São essas comunidades que mantêm o Cerrado vivo, mesmo sem incentivos públicos, proteção institucional ou políticas de valorização de seus modos de vida. E, apesar disso, continuam ausentes das estruturas formais de governança climática e ambiental — nacionais e internacionais.
A hora de romper o silêncio
A COP30 representa uma chance histórica para corrigir esse apagamento. Não se trata de competir por atenção, mas de reconhecer a interdependência entre os biomas. Não é possível proteger a Amazônia ignorando o Cerrado. Não se faz justiça climática excluindo os povos do Cerrado. Não haverá equilíbrio ecológico, hídrico e climático no continente se o bioma que sustenta tudo isso for licenciado para desaparecer.
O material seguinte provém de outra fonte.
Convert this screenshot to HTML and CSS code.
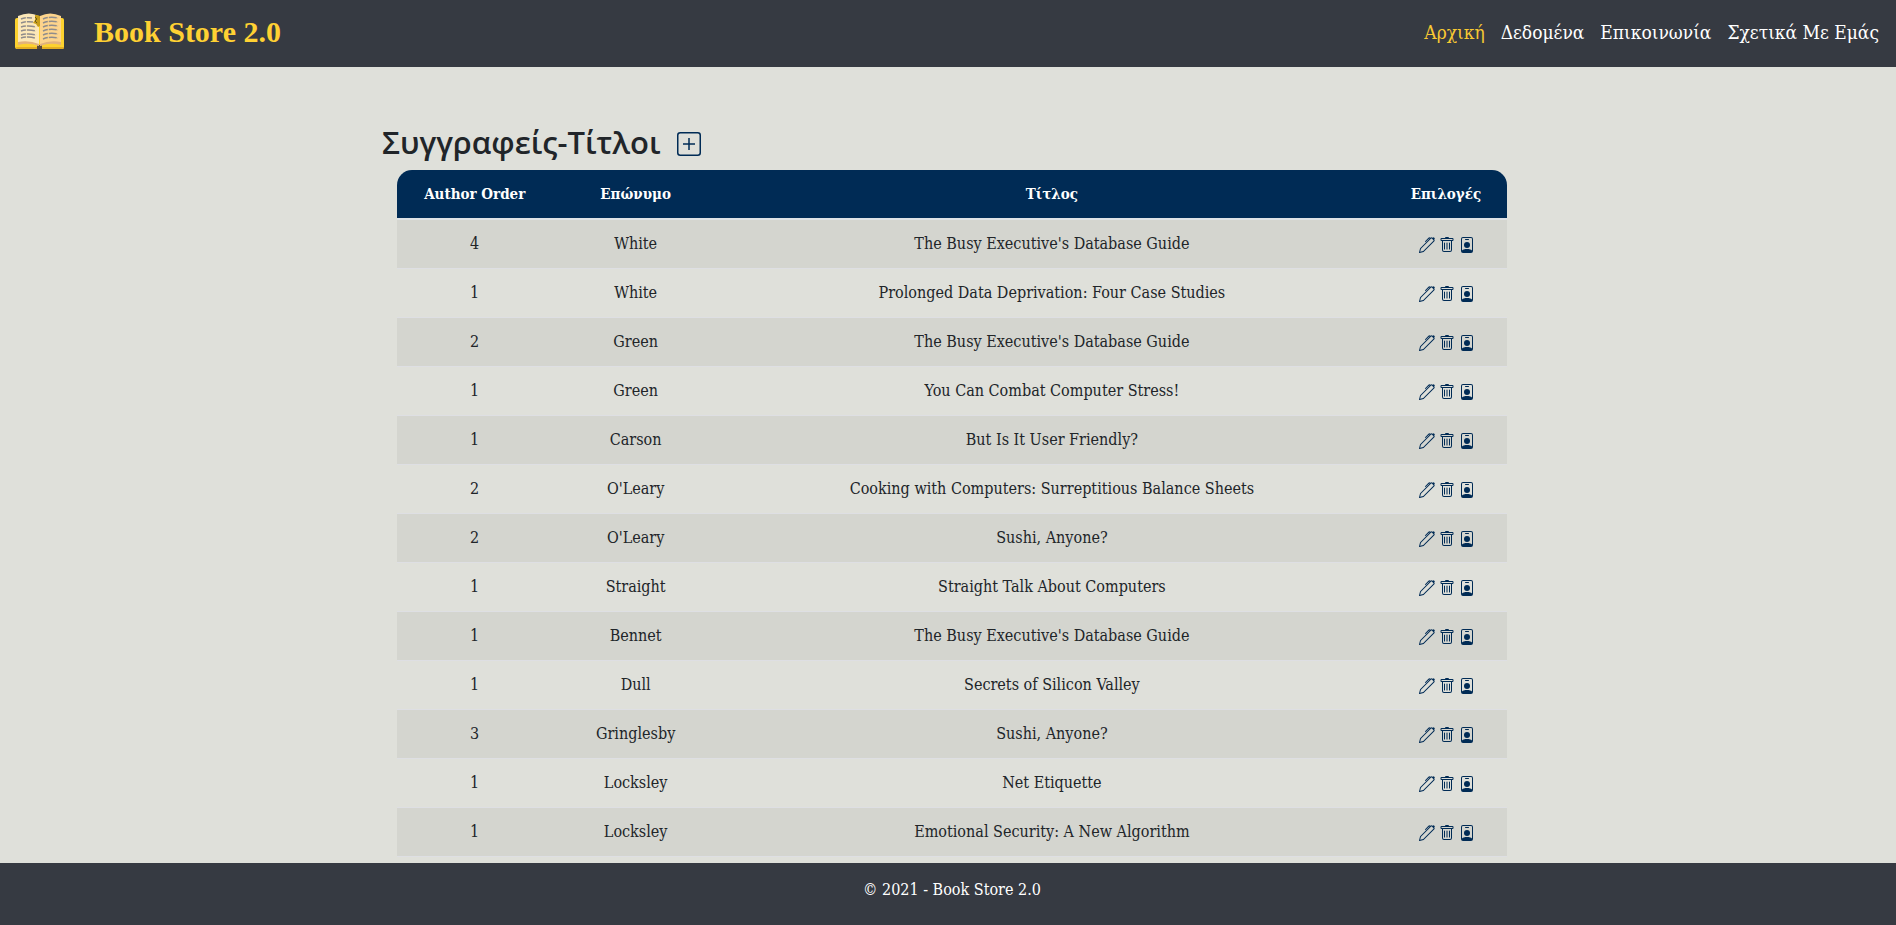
FILE: index.html
```html
<!DOCTYPE html>
<html lang="el">
<head>
<meta charset="utf-8">
<title>Book Store 2.0</title>
<link rel="stylesheet" href="styles.css">
</head>
<body>
<svg class="sprite" aria-hidden="true">
  <symbol id="pen" viewBox="0 0 16 16"><path d="m13.498.795.149-.149a1.207 1.207 0 1 1 1.707 1.708l-.149.148a1.5 1.5 0 0 1-.059 2.059L4.854 14.854a.5.5 0 0 1-.233.131l-4 1a.5.5 0 0 1-.606-.606l1-4a.5.5 0 0 1 .131-.232l9.642-9.642a.5.5 0 0 0-.642.056L6.854 4.854a.5.5 0 1 1-.708-.708L9.44.854A1.5 1.5 0 0 1 11.5.796a1.5 1.5 0 0 1 1.998-.001zm-.644.766a.5.5 0 0 0-.707 0L1.95 11.756l-.764 3.057 3.057-.764L14.44 3.854a.5.5 0 0 0 0-.708l-1.585-1.585z"/></symbol>
  <symbol id="trash" viewBox="0 0 16 16"><path d="M5.500 5.500A.5.5 0 0 1 6 6v6a.5.5 0 0 1-1 0V6a.5.5 0 0 1 .5-.5zm2.500 0a.5.5 0 0 1 .5.5v6a.5.5 0 0 1-1 0V6a.5.5 0 0 1 .5-.5zm3 .5a.5.5 0 0 0-1 0v6a.5.5 0 0 0 1 0V6z"/><path fill-rule="evenodd" d="M14.500 3a1 1 0 0 1-1 1H13v9a2 2 0 0 1-2 2H5a2 2 0 0 1-2-2V4h-.5a1 1 0 0 1-1-1V2a1 1 0 0 1 1-1H6a1 1 0 0 1 1-1h2a1 1 0 0 1 1 1h3.500a1 1 0 0 1 1 1v1zM4.118 4 4 4.059V13a1 1 0 0 0 1 1h6a1 1 0 0 0 1-1V4.059L11.882 4H4.118zM2.500 3V2h11v1h-11z"/></symbol>
  <symbol id="badge" viewBox="0 0 16 16"><path fill-rule="evenodd" d="M4 0h8a2 2 0 0 1 2 2v12a2 2 0 0 1-2 2H4a2 2 0 0 1-2-2V2a2 2 0 0 1 2-2zm0 1a1 1 0 0 0-1 1v11.500C4 12.500 5.500 12 8 12s4 .5 5 1.500V2a1 1 0 0 0-1-1H4z"/><path d="M6.500 2h3a.5.5 0 0 1 0 1h-3a.5.5 0 0 1 0-1z"/><circle cx="8" cy="8" r="3"/></symbol>
</svg>
<header class="navbar">
  <a class="brand" href="#">
    <svg class="logo" viewBox="0 0 50 37" aria-hidden="true">
      <rect x="0" y="5" width="49" height="31" rx="2" fill="#fdd22f"/>
      <path d="M1 34h48v1q0 1-2 1H2z" fill="#e3ae24"/>
      <rect x="22" y="32" width="5" height="4" fill="#5b4b36"/>
      <path d="M3 31V3Q14-2 24 3v30Q14 28 3 31z" fill="#fce8b8"/>
      <path d="M25 33V3Q35-2 46 3v28Q35 28 25 33z" fill="#fdd48c"/>
      <path d="M3 29q11-2 21 2v2Q14 29 3 32zM46 29q-11-2-21 2v2q10-4 21-1z" fill="#e2b27c"/>
      <g fill="none" stroke="#8f8c8c" stroke-width="1.500" stroke-dasharray="5 1 8 1">
        <path d="M6 6q5-2 11-1M6 10q6-2 12-1M6 14q7-2 15 0M6 18q7-2 15 0M6 22q7-2 15 0M6 25q7-2 14 0"/>
        <path d="M28 6q7-3 15-1M28 10q7-3 15-1M28 14q7-3 15-1M28 18q7-3 15-1M28 22q7-3 15-1M28 26q7-3 15-1"/>
      </g>
      <path d="M20 2q3 0 5 1v10l-2 1-2-3-3-1 2-3z" fill="#c79d18"/>
      <path d="m20 4 2 2-2 2 2 2" fill="none" stroke="#6b5a1c"/>
    </svg>
    <span>Book Store 2.0</span>
  </a>
  <nav class="links">
    <a class="active" href="#">Αρχική</a>
    <a href="#">Δεδομένα</a>
    <a href="#">Επικοινωνία</a>
    <a href="#">Σχετικά Με Εμάς</a>
  </nav>
</header>
<main class="container">
  <div class="heading">
    <h2>Συγγραφείς-Τίτλοι</h2>
    <a class="add" href="#" aria-label="Προσθήκη">
      <svg viewBox="0 0 24 24" aria-hidden="true"><rect x=".75" y=".75" width="22.500" height="22.500" rx="2.500"/><path d="M12 6v12M6 12h12"/></svg>
    </a>
  </div>
  <div class="table-wrap">
    <table>
      <colgroup><col class="c-order"><col class="c-name"><col class="c-title"><col class="c-opts"></colgroup>
      <thead><tr><th>Author Order</th><th>Επώνυμο</th><th>Τίτλος</th><th>Επιλογές</th></tr></thead>
      <tbody id="rows"></tbody>
    </table>
  </div>
</main>
<footer class="footer">© 2021 - Book Store 2.0</footer>
<script src="rows.js"></script>
</body>
</html>
```
FILE: styles.css
```css
*, *::before, *::after { box-sizing: border-box; }

body {
  margin: 0;
  min-height: 100vh;
  display: flex;
  flex-direction: column;
  background: #dfe0da;
  color: #212529;
  font-family: "Roboto Slab", "DejaVu Serif Condensed", "DejaVu Serif", serif;
  font-size: 16px;
  line-height: 24px;
}

a { color: inherit; text-decoration: none; }
.sprite { position: absolute; width: 0; height: 0; }

.navbar {
  display: flex;
  align-items: center;
  justify-content: space-between;
  height: 67px;
  padding: 0 17px 4px 15px;
  background: #363a42;
  color: #fff;
}

.brand {
  display: flex;
  align-items: center;
  gap: 29px;
  color: #ffd133;
  font: bold 30px/36px "Liberation Serif", serif;
}

.logo { width: 50px; height: 37px; }
.links { display: flex; gap: 16px; font-size: 19px; }
.links .active { color: #f9c932; }

.container {
  width: 100%;
  max-width: 1148px;
  margin: 0 auto;
  padding: 51px 0 0 8px;
  flex: 1;
}

.heading { display: flex; align-items: center; gap: 16px; height: 48px; }

h2 {
  margin: 0;
  font: 600 31px/38px "Open Sans", sans-serif;
}

.add { display: block; height: 24px; margin-top: 4px; }
.add svg { display: block; width: 24px; height: 24px; fill: none; stroke: #002b55; stroke-width: 1.5; }

.table-wrap { padding: 4px 15px 0; }

table {
  width: 100%;
  table-layout: fixed;
  border-collapse: separate;
  border-spacing: 0;
  text-align: center;
}

.c-order { width: 14%; }
.c-name { width: 15%; }
.c-title { width: 60%; }
.c-opts { width: 11%; }

th {
  padding: 12px;
  background: #002b55;
  border-bottom: 2px solid #dee2e6;
  color: #fff;
  font-size: 15px;
  font-weight: bold;
}
th:first-child { border-top-left-radius: 15px; }
th:last-child { border-top-right-radius: 15px; }

td { padding: 12px; border-bottom: 1px solid #dedfe3; }
tbody tr:nth-child(odd) { background: #d4d5cf; }

.actions { display: flex; justify-content: center; align-items: center; gap: 4px; height: 24px; padding: 2px 0 0 2px; }
.actions a { display: block; height: 16px; }
.actions svg { display: block; width: 16px; height: 16px; fill: #002b55; }

.footer {
  height: 62px;
  padding: 15px 0 0 8px;
  background: #363a42;
  color: #fff;
  text-align: center;
}
```
FILE: rows.js
```js
const titles = [
  [4, "White", "The Busy Executive's Database Guide"],
  [1, "White", "Prolonged Data Deprivation: Four Case Studies"],
  [2, "Green", "The Busy Executive's Database Guide"],
  [1, "Green", "You Can Combat Computer Stress!"],
  [1, "Carson", "But Is It User Friendly?"],
  [2, "O'Leary", "Cooking with Computers: Surreptitious Balance Sheets"],
  [2, "O'Leary", "Sushi, Anyone?"],
  [1, "Straight", "Straight Talk About Computers"],
  [1, "Bennet", "The Busy Executive's Database Guide"],
  [1, "Dull", "Secrets of Silicon Valley"],
  [3, "Gringlesby", "Sushi, Anyone?"],
  [1, "Locksley", "Net Etiquette"],
  [1, "Locksley", "Emotional Security: A New Algorithm"]
];
const action = (icon, label) =>
  `<a href="#" aria-label="${label}"><svg aria-hidden="true"><use href="#${icon}"/></svg></a>`;
const actions = action("pen", "Επεξεργασία") + action("trash", "Διαγραφή") + action("badge", "Λεπτομέρειες");
document.getElementById("rows").innerHTML = titles.map(([order, name, title]) =>
  `<tr><td>${order}</td><td>${name}</td><td>${title}</td><td><div class="actions">${actions}</div></td></tr>`
).join("");
```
O Cerrado precisa estar no centro das metas climáticas nacionais. Precisa ser contemplado pelos fundos de financiamento internacionais. Precisa ser reconhecido como prioridade em políticas de conservação. E, acima de tudo, precisa entrar na narrativa política da COP30 como ecossistema essencial e como território de luta, de vida e de resistência.
Quando a comunidade tradicional no sul do Maranhão soube do desmatamento à beira das nascentes, não foi o barulho das máquinas que mais os assustou. Foi o silêncio: o silêncio dos pareceres assinados sem consulta, das reuniões que nunca aconteceram, dos papéis que apagaram gente viva do mapa.
É evidente que, sem justiça territorial, não há solução climática legítima. É preciso coragem, reparação histórica e compromisso real com a justiça climática. O mundo não pode mais ignorar a savana mais biodiversa do planeta.